All month long, we're celebrating women breaking glass ceilings and contributing to our society in major ways.
I went over to Dearborn to explore little-known facts about women inventors in the automotive industry.
Now most of the time when you hear of women in manufacturing in the early 1900s, Rosie the Riveter comes to mind. But when you come to the Ford Rouge Factory tour, you’re going to learn that women innovators were apart of the process, the entire time.
"We're actually going to pull this all the way back to 1914 and we're going to talk about a woman name Florence Lawrence, and is this her right here? It is her right here," Charles Foeller, the senior manager at the Ford Rouge Complex, said.
Florence Lawrence was a famous silent movie actress, appearing in hundreds of films. Lawrence is often considered Hollywood's first star. However, her ingenuity suprassed the screen.
"In 1914, she was able to purchase a car due to the wealth she had acquired, however she had one issue. At the time, turn-signaling would be hand out, hand up and that was kind of cumbersome, so she invented something new."
Lawrence is credited for inventing the turn signal and the brake light, sticking a pole out of the window to alert drivers to where she was going, and when she stopped.
"She created a sign so when hit the brakes it would flip up and say stop," Foeller said.
Lawrence never patented her ideas, but Mary Anderson did.

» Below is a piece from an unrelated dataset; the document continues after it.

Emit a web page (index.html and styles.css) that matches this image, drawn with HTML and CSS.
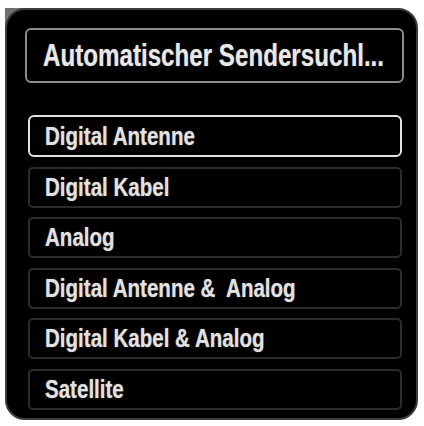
FILE: index.html
```html
<!DOCTYPE html>
<html lang="de">
<head>
<meta charset="utf-8">
<title>Automatischer Sendersuchlauf</title>
<link rel="stylesheet" href="styles.css">
</head>
<body>
<div class="frame">
  <div class="panel">
    <div class="title"><span class="txt">Automatischer Sendersuchl...</span></div>
    <ul class="list">
      <li class="item selected"><span class="txt">Digital Antenne</span></li>
      <li class="item"><span class="txt">Digital Kabel</span></li>
      <li class="item"><span class="txt">Analog</span></li>
      <li class="item"><span class="txt">Digital Antenne &amp;&nbsp; Analog</span></li>
      <li class="item"><span class="txt">Digital Kabel &amp; Analog</span></li>
      <li class="item"><span class="txt">Satellite</span></li>
    </ul>
  </div>
</div>
</body>
</html>
```
FILE: styles.css
```css
html, body {
  margin: 0;
  padding: 0;
  background: #ffffff;
}

body {
  width: 424px;
  height: 426px;
  overflow: hidden;
  font-family: "Liberation Sans", Arial, sans-serif;
}

.frame {
  margin: 8px 0 0 5px;
  width: 413px;
  height: 412px;
  background: linear-gradient(135deg, #6a6a6a 0%, #9a9a9a 6%, #ffffff 14%, #ffffff 100%);
}

.panel {
  box-sizing: border-box;
  width: 413px;
  height: 412px;
  padding: 18px 12px 0 18px;
  background: #000;
  border: 2px solid #3c3c3c;
  border-radius: 20px;
  display: flex;
  flex-direction: column;
}

.txt {
  display: inline-block;
  white-space: nowrap;
  transform-origin: 0 50%;
  font-weight: bold;
  text-shadow: 0 0 1.5px rgba(255, 255, 255, 0.45);
}

.title {
  box-sizing: border-box;
  height: 55px;
  padding-left: 16px;
  border: 2px solid #8c8c8c;
  border-radius: 6px;
  color: #e8e8e8;
  font-size: 32px;
  line-height: 51px;
  white-space: nowrap;
  overflow: hidden;
}

.title .txt {
  transform: scaleX(0.755);
}

.list {
  list-style: none;
  margin: 32px 2px 0 3px;
  padding: 0;
  display: flex;
  flex-direction: column;
  gap: 9.6px;
}

.item {
  box-sizing: border-box;
  height: 41px;
  padding-left: 15px;
  border: 2px solid #2c2c2c;
  border-radius: 5px;
  color: #e2e2e2;
  font-size: 26px;
  line-height: 37px;
  white-space: nowrap;
  overflow: hidden;
}

.item .txt {
  transform: scaleX(0.79);
}

.item.selected {
  height: 42px;
  border-color: #e2e2e2;
  border-radius: 6px;
  line-height: 38px;
}
```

"She goes home and she hires a company to help her design a little metal pole with a rubber line on it, and through the windshield you can manually turn it back and forth and she creates our first wind shield wiper," Foeller said.
The scavenger hunt amplifies women's impact in the automotive industry for over a century.
"I think it’s great that we’re giving women recognition for some of the contributions that they’ve made," Karen Jeppson, who visited the museum, said.
Jeppson knows a thing or two about breaking the glass ceiling. She became a pharmacist in the 1970s when women made up only 10% of the field.
Her desire is for young girls to learn women in STEM have always been a contributing factor.
“I hope that they are inspired to do more and contribute more," Jeppson said.
The scavenger hunt will kick off this weekend and run every Saturday from 10 a.m. to 5 p.m. until the end of the month.